Succeeding the Skiddaw Slates is the great succession
of volcanic rocks sometimes named the Borrowdale Series, constituting the
Central part of the district and forming most of the higher mountains. These
rocks were probably formed under water, and some of the tufts or ashes are
well banded; but, except near the top of the series, there is no admixture
of detritus with the volcanic material. The intercalated fossiliferous
sediments seen in the partly contemporaneous volcanic series of
North Wales
are here wanting. Any decisive evidence regarding the exact sites of actual
volcanic centres is also yet to be obtained. The succession is a varied one.
So far as it is yet deciphered, the earliest rocks seem to be, as in
numerous other volcanic districts, lavas of intermediate composition which
we may term andesites. To these succeed basic lavas (basalts without
olivine) covering considerable tracts of country. Next comes a thick group
of fragmental accumulations (tufts and breccias), well seen in some of the
main mountain-groups such as those of Sea Fell, Bow Fell, and Helvellyn.
Finally we have acid rocks, chiefly lavas (rhyolites), and the upper flows
of these are interbedded with the succeeding Coniston Limestone.

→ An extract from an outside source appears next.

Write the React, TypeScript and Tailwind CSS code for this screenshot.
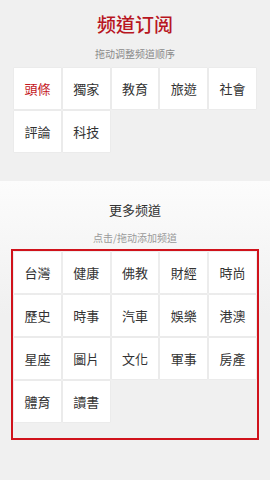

The exact correlation of the Coniston
Limestone has been discussed by Mr. Mart, who has shown that it is divisible
into at least four distinct groups, each of which has its distinctive fauna
and its equivalents in other areas. There is not in this district, as in
some others, a stratigraphical break between the Ordovician (Lower Silurian
of the Geological Survey) and the Silurian proper. The lowest division of
the latter, the Stockdale Shales, equivalent to the Llandovery and Tarannon
beds of Wales, is an example of the extremely detailed subdivision which can
be introduced by means of careful paleontological study. Using chiefly the
characteristic species of graptolites, Mr. Marr and Prof. Nicholson have
recognised some fourteen distinct zones, some not more than a few inches
thick but still persistent over a large area, and corresponding with zones
containing the same fossils in the South of Scotland and in
Sweden. Of the succeeding groups, the
Coniston Flags, Coniston Grits and Bannisdale Slates correspond with the
Wenlock and lower Ludlow
of the Welsh Border, while the Kirkby Moor Flags are the equivalent of the Upper Ludlow.
The lecturer described the nature of the
remarkable system of crust-movements which followed the Silurian in this
district, the effects of which are seen in the folding and over-thrust
faulting of the Lower Palaeozoic rocks and
a great unconformity representing roughly the missing Old Red Sandstone
Strata. The Carboniferous and New Red rocks which border the district were
only briefly referred to. In Mesozoic times the area was elevated, probably
by slow degrees, into a dome-like form, and the result of this is still seen
in the radiate drainage system of the district; a system which was initiated
in consequence of this dome, but, by the gradual stripping off of the
Carboniferous and newer rocks, became superposed upon the Lower Palaeozoic
core of the district to which i has no direct relation.
The circumstances attending the
glaciation of the district and the origin of the lakes, which are now its
most striking feature, were only briefly touched upon in the concluding part
of the lecture.
January 17th, 1895.
PHOTOGRAPHY AS A MEANS TO THE STUDY OF
GEOLOGY.
J. E. Bedford ESQ., F.G.S.
In his introductory remarks Mr. Bedford alluded to
the great advantage photography placed in the hands of the modern astronomer
and geologist, and in geology especially with regard to sections on the
coast and elsewhere which were constantly changing their aspect. The
lecturer however said he had not come to give an elaborate paper on the
subject but simply to show the Hull Society what had already been
practically accomplished by a few West Riding geologists in the direction of
geological photography. He then caused to be put on the screen a fine series
of views illustrating a wide range of formations throughout the
British Islands, including the Giant s Causeway, Fingal's
Cave, Port Erin, Snowdon, Llanberis, Bournemouth, the Cornish Coast,
Dunkeld, Arbroath, Skye, Malham, Dove Dale, Chee Tor, Flamborough, Filey,
etc.
"LIFE IN TIME" March 4th, 1895.
E. BOARDMAN, ESQ.
The lecturer first alluded to the immense thickness
of the stratified rocks, estimated by Lyell at 100,000 feet, and taking the
opinion of some geologists of the older school that the rate of deposition
might average one foot in one thousand years, made the age of the oldest
stratified rocks one hundred million years. Mr. Boardman then discussed the
evidence we have as to change in climate in the geological past, and the
various alleged causes of the same.
Finally the lecturer reviewed the paleontological
evidence as to the first appearance and development of organic Life on the
Earth --shewing that the fossil forms in the strata from Palaeozoic times
till now indicated a gradual passage from lower to higher forms of Life.